** start of PROVIDED MATERIAL **

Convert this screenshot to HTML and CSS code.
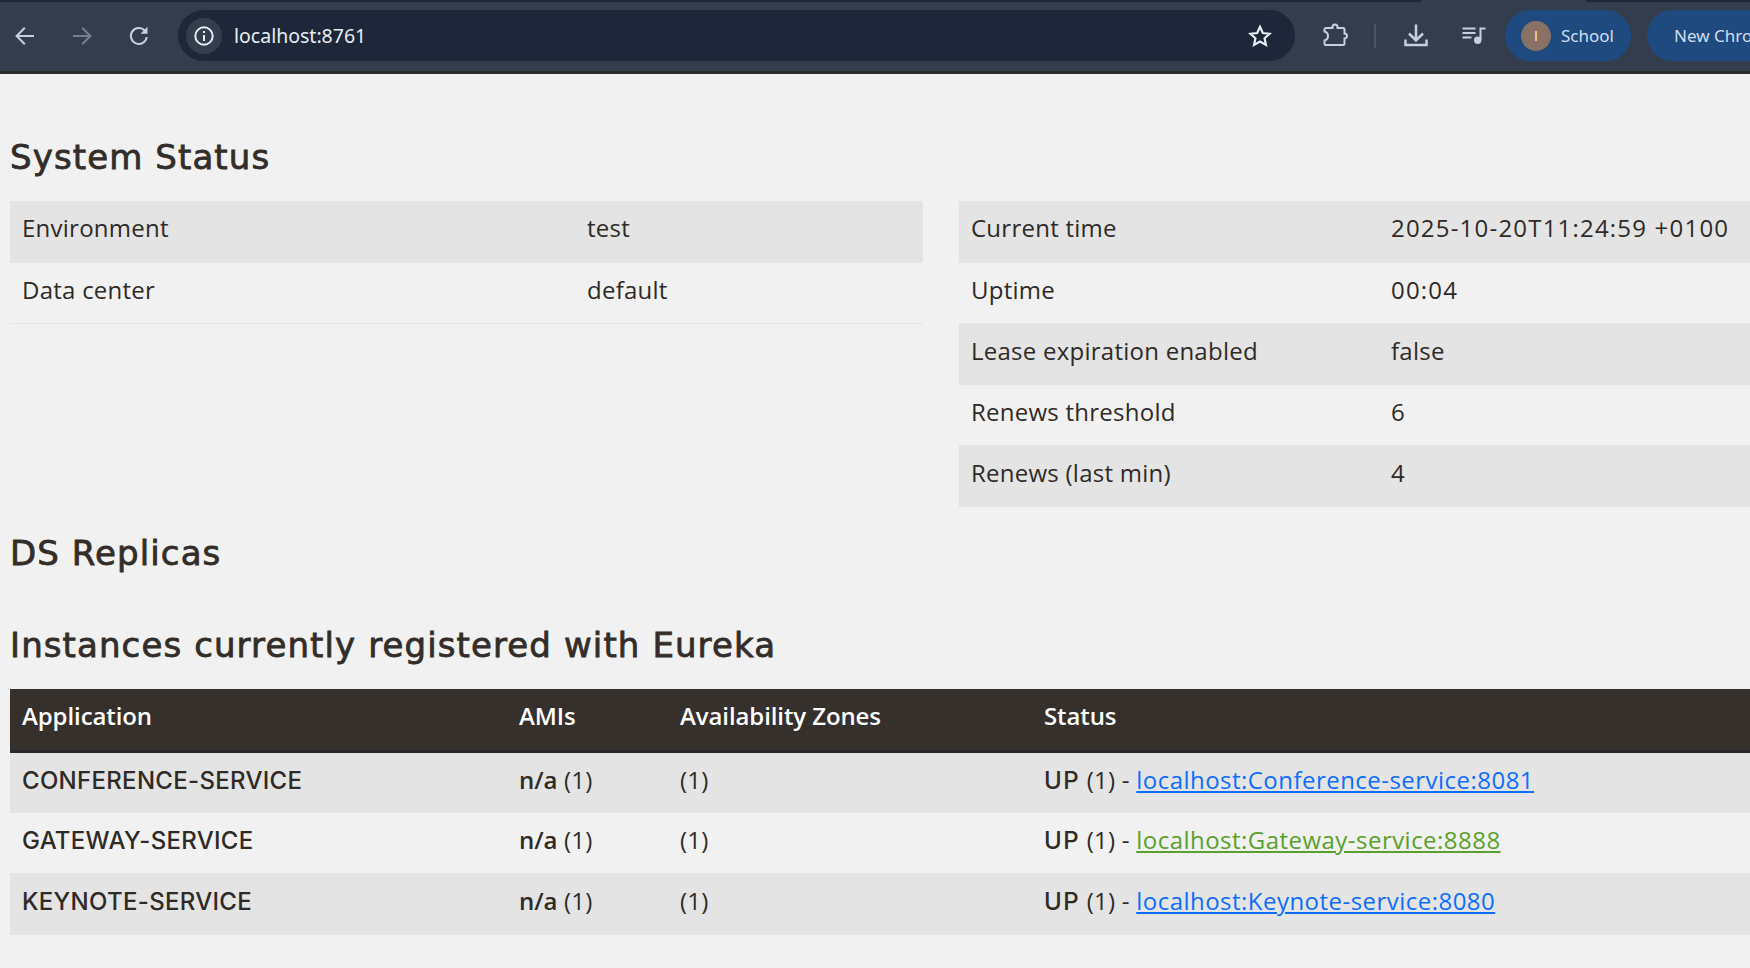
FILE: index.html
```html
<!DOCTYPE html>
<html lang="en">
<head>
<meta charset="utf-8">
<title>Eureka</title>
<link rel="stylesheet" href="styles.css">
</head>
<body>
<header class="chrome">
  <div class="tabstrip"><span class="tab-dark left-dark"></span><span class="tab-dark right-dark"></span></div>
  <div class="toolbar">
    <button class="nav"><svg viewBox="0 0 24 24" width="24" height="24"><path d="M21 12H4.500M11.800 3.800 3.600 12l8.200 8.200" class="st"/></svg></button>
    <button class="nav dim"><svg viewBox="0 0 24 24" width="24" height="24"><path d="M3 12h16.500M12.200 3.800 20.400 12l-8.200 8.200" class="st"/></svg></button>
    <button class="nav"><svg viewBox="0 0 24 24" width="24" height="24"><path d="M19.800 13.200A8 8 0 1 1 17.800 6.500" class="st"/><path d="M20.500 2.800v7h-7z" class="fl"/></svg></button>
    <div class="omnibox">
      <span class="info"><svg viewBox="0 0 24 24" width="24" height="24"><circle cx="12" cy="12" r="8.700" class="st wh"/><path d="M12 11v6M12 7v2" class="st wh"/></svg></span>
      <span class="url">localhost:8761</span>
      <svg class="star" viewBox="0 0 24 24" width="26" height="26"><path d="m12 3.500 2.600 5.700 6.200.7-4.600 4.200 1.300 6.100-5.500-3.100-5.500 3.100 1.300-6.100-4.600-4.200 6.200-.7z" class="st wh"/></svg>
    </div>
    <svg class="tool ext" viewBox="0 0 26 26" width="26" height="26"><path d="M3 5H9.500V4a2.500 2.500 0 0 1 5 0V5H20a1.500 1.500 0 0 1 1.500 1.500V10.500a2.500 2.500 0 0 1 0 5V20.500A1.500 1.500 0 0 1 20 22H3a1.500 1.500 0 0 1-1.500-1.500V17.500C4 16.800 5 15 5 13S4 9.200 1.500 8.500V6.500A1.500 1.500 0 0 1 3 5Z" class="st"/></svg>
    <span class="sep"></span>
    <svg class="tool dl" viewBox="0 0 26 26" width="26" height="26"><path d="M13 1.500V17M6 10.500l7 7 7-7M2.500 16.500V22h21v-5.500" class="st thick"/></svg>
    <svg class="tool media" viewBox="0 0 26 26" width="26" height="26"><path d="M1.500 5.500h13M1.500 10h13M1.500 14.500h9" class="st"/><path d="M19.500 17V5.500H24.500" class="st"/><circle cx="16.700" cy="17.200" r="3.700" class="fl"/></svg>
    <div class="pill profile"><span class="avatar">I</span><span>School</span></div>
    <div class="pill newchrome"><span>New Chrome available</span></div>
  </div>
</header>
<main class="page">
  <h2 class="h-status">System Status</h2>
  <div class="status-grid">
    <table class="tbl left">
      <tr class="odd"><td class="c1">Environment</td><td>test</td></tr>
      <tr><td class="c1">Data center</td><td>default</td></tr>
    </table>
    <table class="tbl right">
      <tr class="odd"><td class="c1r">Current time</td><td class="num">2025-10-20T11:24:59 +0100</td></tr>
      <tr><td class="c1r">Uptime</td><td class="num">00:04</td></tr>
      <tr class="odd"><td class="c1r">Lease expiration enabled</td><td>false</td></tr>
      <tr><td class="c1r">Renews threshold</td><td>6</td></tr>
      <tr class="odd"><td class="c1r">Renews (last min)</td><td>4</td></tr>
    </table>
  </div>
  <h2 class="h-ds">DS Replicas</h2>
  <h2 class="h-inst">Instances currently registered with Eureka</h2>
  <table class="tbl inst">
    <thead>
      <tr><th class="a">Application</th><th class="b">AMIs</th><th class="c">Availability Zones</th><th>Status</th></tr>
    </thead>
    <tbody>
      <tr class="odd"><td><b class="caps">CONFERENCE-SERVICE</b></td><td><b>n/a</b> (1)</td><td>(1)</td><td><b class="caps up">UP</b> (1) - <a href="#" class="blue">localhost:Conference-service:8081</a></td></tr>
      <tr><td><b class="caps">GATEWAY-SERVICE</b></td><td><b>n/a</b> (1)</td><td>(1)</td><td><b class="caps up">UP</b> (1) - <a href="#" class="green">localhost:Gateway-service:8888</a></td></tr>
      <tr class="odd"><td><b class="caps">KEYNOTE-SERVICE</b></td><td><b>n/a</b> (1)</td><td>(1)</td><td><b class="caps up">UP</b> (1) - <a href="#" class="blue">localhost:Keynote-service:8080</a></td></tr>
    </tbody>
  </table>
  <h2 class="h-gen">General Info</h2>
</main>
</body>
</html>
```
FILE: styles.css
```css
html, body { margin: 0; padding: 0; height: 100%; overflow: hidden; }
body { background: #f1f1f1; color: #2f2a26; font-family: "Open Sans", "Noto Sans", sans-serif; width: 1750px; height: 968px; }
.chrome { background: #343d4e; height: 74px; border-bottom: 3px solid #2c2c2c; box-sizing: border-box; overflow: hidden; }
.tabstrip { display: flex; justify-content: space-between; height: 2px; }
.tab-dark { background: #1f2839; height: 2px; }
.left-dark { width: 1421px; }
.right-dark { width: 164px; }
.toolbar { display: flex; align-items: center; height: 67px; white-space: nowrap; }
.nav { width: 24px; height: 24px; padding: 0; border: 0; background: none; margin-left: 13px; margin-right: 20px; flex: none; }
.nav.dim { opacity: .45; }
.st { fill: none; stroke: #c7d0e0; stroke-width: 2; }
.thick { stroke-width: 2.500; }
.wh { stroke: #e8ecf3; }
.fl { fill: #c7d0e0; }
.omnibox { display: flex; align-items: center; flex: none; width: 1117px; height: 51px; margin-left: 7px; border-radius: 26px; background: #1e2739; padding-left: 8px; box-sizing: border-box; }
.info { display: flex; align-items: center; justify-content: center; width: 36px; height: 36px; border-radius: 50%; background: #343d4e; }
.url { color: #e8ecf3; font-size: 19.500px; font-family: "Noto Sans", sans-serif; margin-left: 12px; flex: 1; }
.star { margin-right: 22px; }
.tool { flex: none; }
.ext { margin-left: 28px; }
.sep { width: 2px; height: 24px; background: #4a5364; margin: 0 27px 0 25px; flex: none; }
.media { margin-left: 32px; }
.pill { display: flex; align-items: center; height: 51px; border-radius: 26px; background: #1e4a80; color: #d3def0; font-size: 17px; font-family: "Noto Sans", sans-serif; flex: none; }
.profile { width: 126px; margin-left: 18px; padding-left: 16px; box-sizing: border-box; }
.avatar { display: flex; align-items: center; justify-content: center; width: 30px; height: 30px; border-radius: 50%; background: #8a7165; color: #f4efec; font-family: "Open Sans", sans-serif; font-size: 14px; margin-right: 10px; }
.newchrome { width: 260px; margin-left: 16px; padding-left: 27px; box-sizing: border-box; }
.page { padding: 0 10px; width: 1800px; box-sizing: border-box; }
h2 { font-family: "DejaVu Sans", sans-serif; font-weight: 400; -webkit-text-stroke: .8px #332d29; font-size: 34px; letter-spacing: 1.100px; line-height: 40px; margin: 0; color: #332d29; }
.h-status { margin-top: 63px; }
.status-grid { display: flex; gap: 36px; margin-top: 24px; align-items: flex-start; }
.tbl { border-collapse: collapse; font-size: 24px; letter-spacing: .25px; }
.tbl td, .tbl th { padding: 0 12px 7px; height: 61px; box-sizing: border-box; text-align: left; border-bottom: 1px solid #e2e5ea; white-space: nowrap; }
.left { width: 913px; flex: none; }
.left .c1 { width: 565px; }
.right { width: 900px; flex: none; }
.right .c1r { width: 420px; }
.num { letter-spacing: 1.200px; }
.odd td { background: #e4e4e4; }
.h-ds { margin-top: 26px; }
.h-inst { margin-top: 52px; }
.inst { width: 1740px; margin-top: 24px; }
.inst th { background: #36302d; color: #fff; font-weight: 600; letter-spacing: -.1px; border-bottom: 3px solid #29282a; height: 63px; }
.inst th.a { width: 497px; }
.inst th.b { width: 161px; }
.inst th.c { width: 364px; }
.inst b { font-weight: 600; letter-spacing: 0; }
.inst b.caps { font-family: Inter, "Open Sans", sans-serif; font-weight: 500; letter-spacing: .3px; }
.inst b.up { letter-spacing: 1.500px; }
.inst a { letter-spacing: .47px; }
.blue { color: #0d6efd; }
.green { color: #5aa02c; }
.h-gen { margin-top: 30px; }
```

** end of PROVIDED MATERIAL **
** start of PROVIDED MATERIAL **

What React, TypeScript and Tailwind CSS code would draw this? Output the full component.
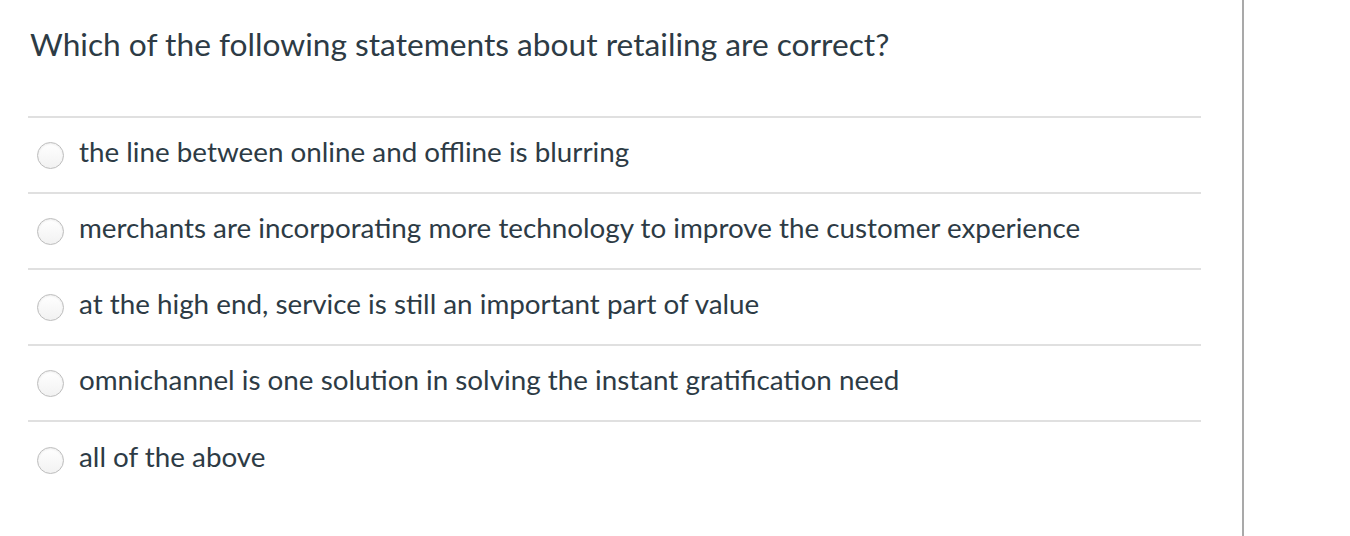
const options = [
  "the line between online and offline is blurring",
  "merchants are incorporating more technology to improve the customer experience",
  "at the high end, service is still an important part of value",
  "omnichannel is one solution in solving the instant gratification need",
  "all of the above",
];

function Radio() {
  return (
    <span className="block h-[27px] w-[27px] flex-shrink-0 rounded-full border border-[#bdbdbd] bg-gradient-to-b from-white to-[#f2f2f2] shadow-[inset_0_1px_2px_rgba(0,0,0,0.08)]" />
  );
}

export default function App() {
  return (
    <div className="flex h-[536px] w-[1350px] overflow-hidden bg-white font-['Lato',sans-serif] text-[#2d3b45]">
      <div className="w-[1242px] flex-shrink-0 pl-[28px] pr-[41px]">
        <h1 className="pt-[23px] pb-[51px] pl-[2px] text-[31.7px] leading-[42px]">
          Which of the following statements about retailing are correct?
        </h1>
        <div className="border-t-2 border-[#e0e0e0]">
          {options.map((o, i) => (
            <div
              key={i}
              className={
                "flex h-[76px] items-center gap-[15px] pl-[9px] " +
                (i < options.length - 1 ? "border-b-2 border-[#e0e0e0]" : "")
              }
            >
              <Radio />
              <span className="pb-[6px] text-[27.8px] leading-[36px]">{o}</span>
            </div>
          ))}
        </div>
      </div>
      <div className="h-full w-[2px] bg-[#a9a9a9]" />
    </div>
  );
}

** end of PROVIDED MATERIAL **

Which lines hold the word "code"? Show each one.

Convert this screenshot to HTML and CSS code.
What React, TypeScript and Tailwind CSS code would draw this? Output the full component.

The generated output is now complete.